Yer altına inen her yapı tehlikeli olur. Mafya gibi. Çünkü denetim imkânı yoktur. 2.Mahmut zamanında 20 adet şeyhin asıldığı (muhtemelen sahteleridir) söylenir. Siyaset ile hiçbir şekilde temas bile olmamalıdır. Hatta ticaret bile sıkıntılı. Çünkü kazanç arzusunun bir sınırı yok. Bu ise dünyevileşmenin anahtarı demek. Dava (din) için para kazanmaya gidenlerin hiç biri geri dönmedi, sözü İsmet Özel'e aittir. Maturidî "İbadet ahlâk vermez. Ahlâklı insan ibadet eder" der.
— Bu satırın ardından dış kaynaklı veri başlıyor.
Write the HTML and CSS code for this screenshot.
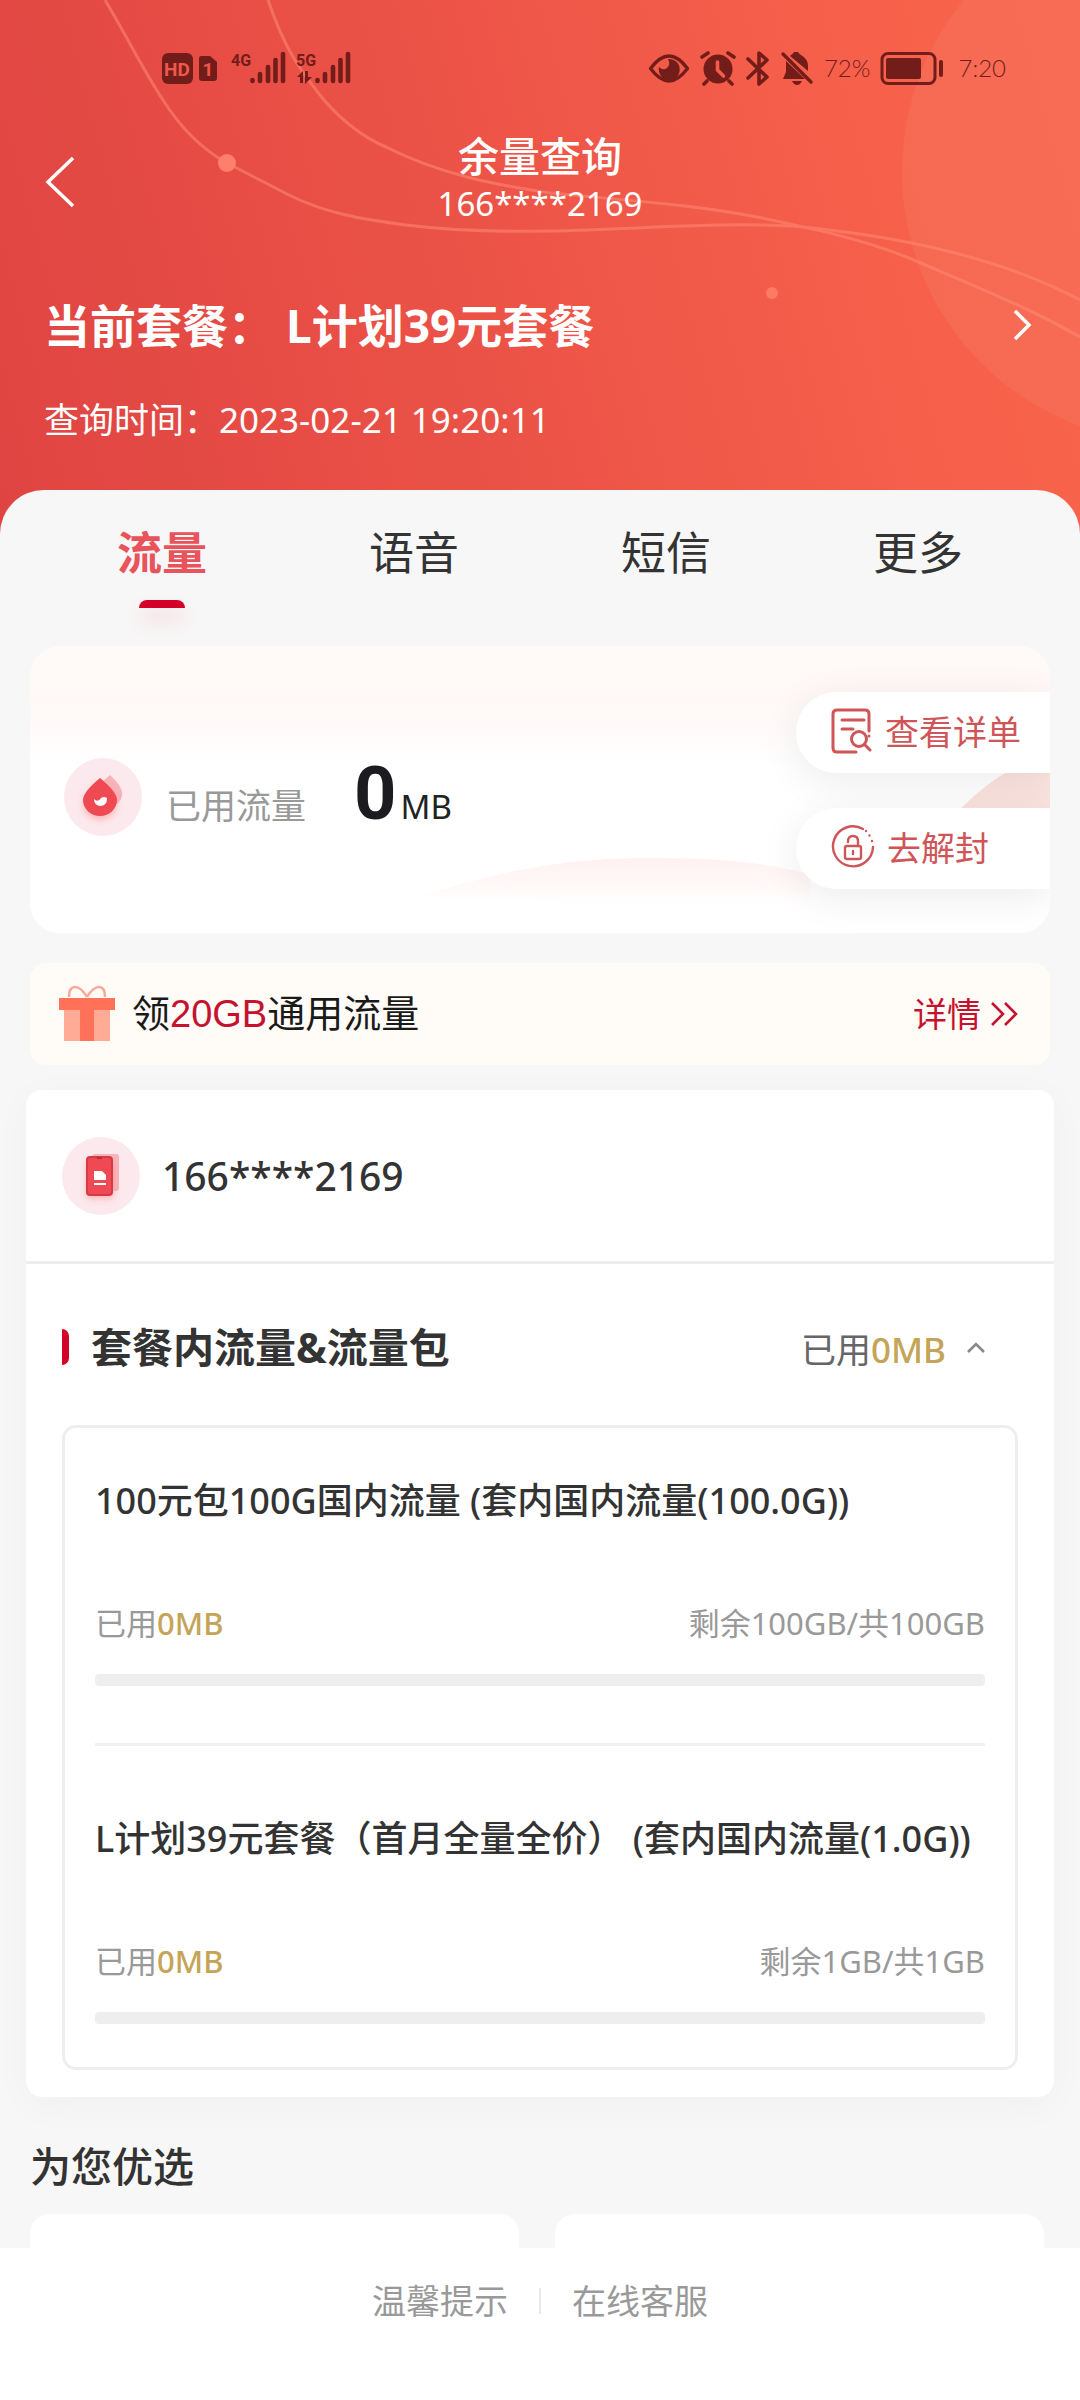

Dünyada en çok okunan kitap Kur'anı Kerim'dir.
VAKIF YEMİNİ
Yine dünyada en çok vakfın olduğu ülke de Türkiye 'dir. İlginçtir; vakıfta bir kişi ilk göreve başladığında, "vakıf bedduası" ile göreve başlarmış. Görevimi hakkıyla yapmazsam, adil olmazsam, hak yersem .... olsun diyerek. Çünkü din helal lokmadır, din adalettir, din kibirlenmemek, kınamamaktır. Ölçü bu iken hak yemek, iftira etmek, tuzak kurmak, soru çalmak varsa, burada din falan yok demektir. Hani derler ya; ibadetli zalim bir Müslüman mı, ibadetsiz adil bir kafir mi daha iyidir, diye.
Özetle; korku Müslümanlığı değil, sevgi Müslümanlığı olmalı.